▶ _WHAT YOU SHOULD DO_: Omit any picture, and return the remaining data exactly as written.

* * * * * * *

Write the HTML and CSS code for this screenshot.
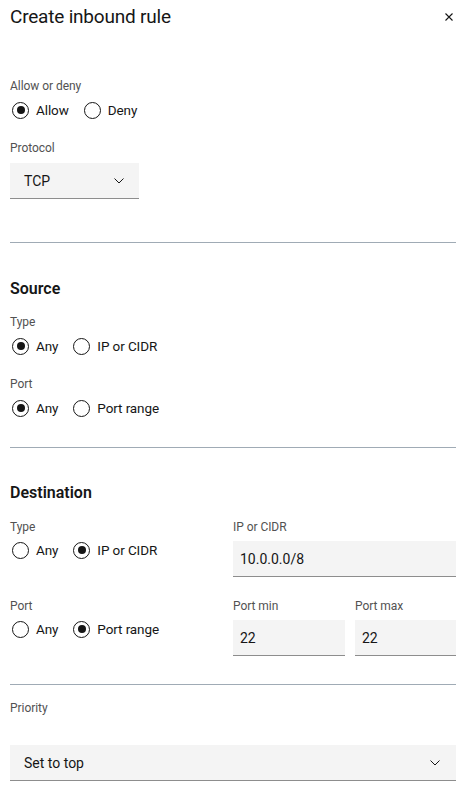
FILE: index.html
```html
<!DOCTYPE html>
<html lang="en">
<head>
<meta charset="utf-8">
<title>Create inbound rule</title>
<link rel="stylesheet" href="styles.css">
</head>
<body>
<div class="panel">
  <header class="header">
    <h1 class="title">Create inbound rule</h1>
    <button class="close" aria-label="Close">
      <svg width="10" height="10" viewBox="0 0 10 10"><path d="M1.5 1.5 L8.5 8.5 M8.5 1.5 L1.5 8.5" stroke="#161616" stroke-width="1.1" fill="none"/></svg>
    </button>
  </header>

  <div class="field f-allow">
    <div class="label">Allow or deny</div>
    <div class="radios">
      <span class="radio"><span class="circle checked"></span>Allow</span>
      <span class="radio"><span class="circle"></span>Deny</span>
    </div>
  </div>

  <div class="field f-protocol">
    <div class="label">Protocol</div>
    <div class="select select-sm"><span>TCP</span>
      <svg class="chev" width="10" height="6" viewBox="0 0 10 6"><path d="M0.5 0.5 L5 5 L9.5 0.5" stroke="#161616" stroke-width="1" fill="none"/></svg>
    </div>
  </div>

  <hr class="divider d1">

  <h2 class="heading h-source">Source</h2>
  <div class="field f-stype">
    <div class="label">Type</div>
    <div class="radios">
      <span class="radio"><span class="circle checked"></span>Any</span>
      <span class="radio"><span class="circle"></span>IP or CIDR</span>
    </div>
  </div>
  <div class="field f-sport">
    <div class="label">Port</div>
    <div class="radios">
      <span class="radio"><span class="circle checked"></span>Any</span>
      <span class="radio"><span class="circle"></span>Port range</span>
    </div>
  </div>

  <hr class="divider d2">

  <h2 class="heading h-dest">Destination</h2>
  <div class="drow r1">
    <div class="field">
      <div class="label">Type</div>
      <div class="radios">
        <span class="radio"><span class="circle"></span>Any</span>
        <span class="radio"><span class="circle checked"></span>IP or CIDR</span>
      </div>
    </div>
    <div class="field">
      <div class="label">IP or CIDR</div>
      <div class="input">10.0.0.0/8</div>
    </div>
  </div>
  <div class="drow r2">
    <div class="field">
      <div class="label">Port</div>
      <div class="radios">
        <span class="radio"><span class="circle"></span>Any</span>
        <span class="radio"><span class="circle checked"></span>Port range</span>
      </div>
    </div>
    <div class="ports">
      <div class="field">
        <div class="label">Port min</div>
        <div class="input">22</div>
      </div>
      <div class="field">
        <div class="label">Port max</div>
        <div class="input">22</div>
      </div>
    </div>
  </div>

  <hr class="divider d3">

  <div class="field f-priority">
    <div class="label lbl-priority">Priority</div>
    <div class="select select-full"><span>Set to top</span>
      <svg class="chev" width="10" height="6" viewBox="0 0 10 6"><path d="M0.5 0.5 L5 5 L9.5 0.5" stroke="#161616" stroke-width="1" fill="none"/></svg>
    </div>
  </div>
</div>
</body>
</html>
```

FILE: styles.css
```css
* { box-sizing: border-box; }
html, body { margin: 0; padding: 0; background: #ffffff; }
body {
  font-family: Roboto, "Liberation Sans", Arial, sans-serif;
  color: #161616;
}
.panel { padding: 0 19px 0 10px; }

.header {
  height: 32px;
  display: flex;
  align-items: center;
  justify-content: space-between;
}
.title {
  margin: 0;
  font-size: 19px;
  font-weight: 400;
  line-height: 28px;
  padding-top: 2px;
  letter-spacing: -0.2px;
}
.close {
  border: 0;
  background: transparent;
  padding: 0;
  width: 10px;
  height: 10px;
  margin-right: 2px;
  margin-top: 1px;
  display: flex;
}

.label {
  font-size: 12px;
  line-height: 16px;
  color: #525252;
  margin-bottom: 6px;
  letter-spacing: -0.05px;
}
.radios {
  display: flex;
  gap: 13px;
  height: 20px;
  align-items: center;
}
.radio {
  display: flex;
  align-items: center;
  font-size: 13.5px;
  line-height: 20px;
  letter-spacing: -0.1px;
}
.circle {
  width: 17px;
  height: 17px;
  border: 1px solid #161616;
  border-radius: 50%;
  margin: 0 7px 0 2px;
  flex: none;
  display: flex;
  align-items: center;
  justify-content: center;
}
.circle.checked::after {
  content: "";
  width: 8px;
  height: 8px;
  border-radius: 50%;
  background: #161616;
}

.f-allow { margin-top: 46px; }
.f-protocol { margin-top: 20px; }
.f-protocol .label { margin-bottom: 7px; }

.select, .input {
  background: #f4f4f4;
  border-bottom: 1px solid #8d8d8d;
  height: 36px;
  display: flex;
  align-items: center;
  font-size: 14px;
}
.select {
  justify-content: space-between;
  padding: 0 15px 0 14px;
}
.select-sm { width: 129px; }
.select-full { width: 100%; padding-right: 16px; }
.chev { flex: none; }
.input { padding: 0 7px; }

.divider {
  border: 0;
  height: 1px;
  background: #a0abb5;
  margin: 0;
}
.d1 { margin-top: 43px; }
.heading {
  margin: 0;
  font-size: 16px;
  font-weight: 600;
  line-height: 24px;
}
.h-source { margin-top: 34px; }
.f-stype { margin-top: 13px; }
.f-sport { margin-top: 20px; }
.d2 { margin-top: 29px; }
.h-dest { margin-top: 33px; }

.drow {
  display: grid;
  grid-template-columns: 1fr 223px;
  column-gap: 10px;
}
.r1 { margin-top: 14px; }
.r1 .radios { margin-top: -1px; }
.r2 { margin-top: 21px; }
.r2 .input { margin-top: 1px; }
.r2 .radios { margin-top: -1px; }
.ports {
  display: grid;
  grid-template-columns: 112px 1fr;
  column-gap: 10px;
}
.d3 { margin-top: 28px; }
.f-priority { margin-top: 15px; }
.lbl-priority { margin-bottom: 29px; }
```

* * * * * * *

▶ _RESULT FOR THIS EXERCISE_:
Write the HTML and CSS code for this screenshot.
FILE: index.html
```html
<!DOCTYPE html>
<html lang="en">
<head>
<meta charset="utf-8">
<title>Create inbound rule</title>
<link rel="stylesheet" href="styles.css">
</head>
<body>
<div class="panel">
  <header class="header">
    <h1 class="title">Create inbound rule</h1>
    <button class="close" aria-label="Close">
      <svg width="10" height="10" viewBox="0 0 10 10"><path d="M1.5 1.5 L8.5 8.5 M8.5 1.5 L1.5 8.5" stroke="#161616" stroke-width="1.1" fill="none"/></svg>
    </button>
  </header>

  <div class="field f-allow">
    <div class="label">Allow or deny</div>
    <div class="radios">
      <span class="radio"><span class="circle checked"></span>Allow</span>
      <span class="radio"><span class="circle"></span>Deny</span>
    </div>
  </div>

  <div class="field f-protocol">
    <div class="label">Protocol</div>
    <div class="select select-sm"><span>TCP</span>
      <svg class="chev" width="10" height="6" viewBox="0 0 10 6"><path d="M0.5 0.5 L5 5 L9.5 0.5" stroke="#161616" stroke-width="1" fill="none"/></svg>
    </div>
  </div>

  <hr class="divider d1">

  <h2 class="heading h-source">Source</h2>
  <div class="field f-stype">
    <div class="label">Type</div>
    <div class="radios">
      <span class="radio"><span class="circle checked"></span>Any</span>
      <span class="radio"><span class="circle"></span>IP or CIDR</span>
    </div>
  </div>
  <div class="field f-sport">
    <div class="label">Port</div>
    <div class="radios">
      <span class="radio"><span class="circle checked"></span>Any</span>
      <span class="radio"><span class="circle"></span>Port range</span>
    </div>
  </div>

  <hr class="divider d2">

  <h2 class="heading h-dest">Destination</h2>
  <div class="drow r1">
    <div class="field">
      <div class="label">Type</div>
      <div class="radios">
        <span class="radio"><span class="circle"></span>Any</span>
        <span class="radio"><span class="circle checked"></span>IP or CIDR</span>
      </div>
    </div>
    <div class="field">
      <div class="label">IP or CIDR</div>
      <div class="input">10.0.0.0/8</div>
    </div>
  </div>
  <div class="drow r2">
    <div class="field">
      <div class="label">Port</div>
      <div class="radios">
        <span class="radio"><span class="circle"></span>Any</span>
        <span class="radio"><span class="circle checked"></span>Port range</span>
      </div>
    </div>
    <div class="ports">
      <div class="field">
        <div class="label">Port min</div>
        <div class="input">22</div>
      </div>
      <div class="field">
        <div class="label">Port max</div>
        <div class="input">22</div>
      </div>
    </div>
  </div>

  <hr class="divider d3">

  <div class="field f-priority">
    <div class="label lbl-priority">Priority</div>
    <div class="select select-full"><span>Set to top</span>
      <svg class="chev" width="10" height="6" viewBox="0 0 10 6"><path d="M0.5 0.5 L5 5 L9.5 0.5" stroke="#161616" stroke-width="1" fill="none"/></svg>
    </div>
  </div>
</div>
</body>
</html>
```

FILE: styles.css
```css
* { box-sizing: border-box; }
html, body { margin: 0; padding: 0; background: #ffffff; }
body {
  font-family: Roboto, "Liberation Sans", Arial, sans-serif;
  color: #161616;
}
.panel { padding: 0 19px 0 10px; }

.header {
  height: 32px;
  display: flex;
  align-items: center;
  justify-content: space-between;
}
.title {
  margin: 0;
  font-size: 19px;
  font-weight: 400;
  line-height: 28px;
  padding-top: 2px;
  letter-spacing: -0.2px;
}
.close {
  border: 0;
  background: transparent;
  padding: 0;
  width: 10px;
  height: 10px;
  margin-right: 2px;
  margin-top: 1px;
  display: flex;
}

.label {
  font-size: 12px;
  line-height: 16px;
  color: #525252;
  margin-bottom: 6px;
  letter-spacing: -0.05px;
}
.radios {
  display: flex;
  gap: 13px;
  height: 20px;
  align-items: center;
}
.radio {
  display: flex;
  align-items: center;
  font-size: 13.5px;
  line-height: 20px;
  letter-spacing: -0.1px;
}
.circle {
  width: 17px;
  height: 17px;
  border: 1px solid #161616;
  border-radius: 50%;
  margin: 0 7px 0 2px;
  flex: none;
  display: flex;
  align-items: center;
  justify-content: center;
}
.circle.checked::after {
  content: "";
  width: 8px;
  height: 8px;
  border-radius: 50%;
  background: #161616;
}

.f-allow { margin-top: 46px; }
.f-protocol { margin-top: 20px; }
.f-protocol .label { margin-bottom: 7px; }

.select, .input {
  background: #f4f4f4;
  border-bottom: 1px solid #8d8d8d;
  height: 36px;
  display: flex;
  align-items: center;
  font-size: 14px;
}
.select {
  justify-content: space-between;
  padding: 0 15px 0 14px;
}
.select-sm { width: 129px; }
.select-full { width: 100%; padding-right: 16px; }
.chev { flex: none; }
.input { padding: 0 7px; }

.divider {
  border: 0;
  height: 1px;
  background: #a0abb5;
  margin: 0;
}
.d1 { margin-top: 43px; }
.heading {
  margin: 0;
  font-size: 16px;
  font-weight: 600;
  line-height: 24px;
}
.h-source { margin-top: 34px; }
.f-stype { margin-top: 13px; }
.f-sport { margin-top: 20px; }
.d2 { margin-top: 29px; }
.h-dest { margin-top: 33px; }

.drow {
  display: grid;
  grid-template-columns: 1fr 223px;
  column-gap: 10px;
}
.r1 { margin-top: 14px; }
.r1 .radios { margin-top: -1px; }
.r2 { margin-top: 21px; }
.r2 .input { margin-top: 1px; }
.r2 .radios { margin-top: -1px; }
.ports {
  display: grid;
  grid-template-columns: 112px 1fr;
  column-gap: 10px;
}
.d3 { margin-top: 28px; }
.f-priority { margin-top: 15px; }
.lbl-priority { margin-bottom: 29px; }
```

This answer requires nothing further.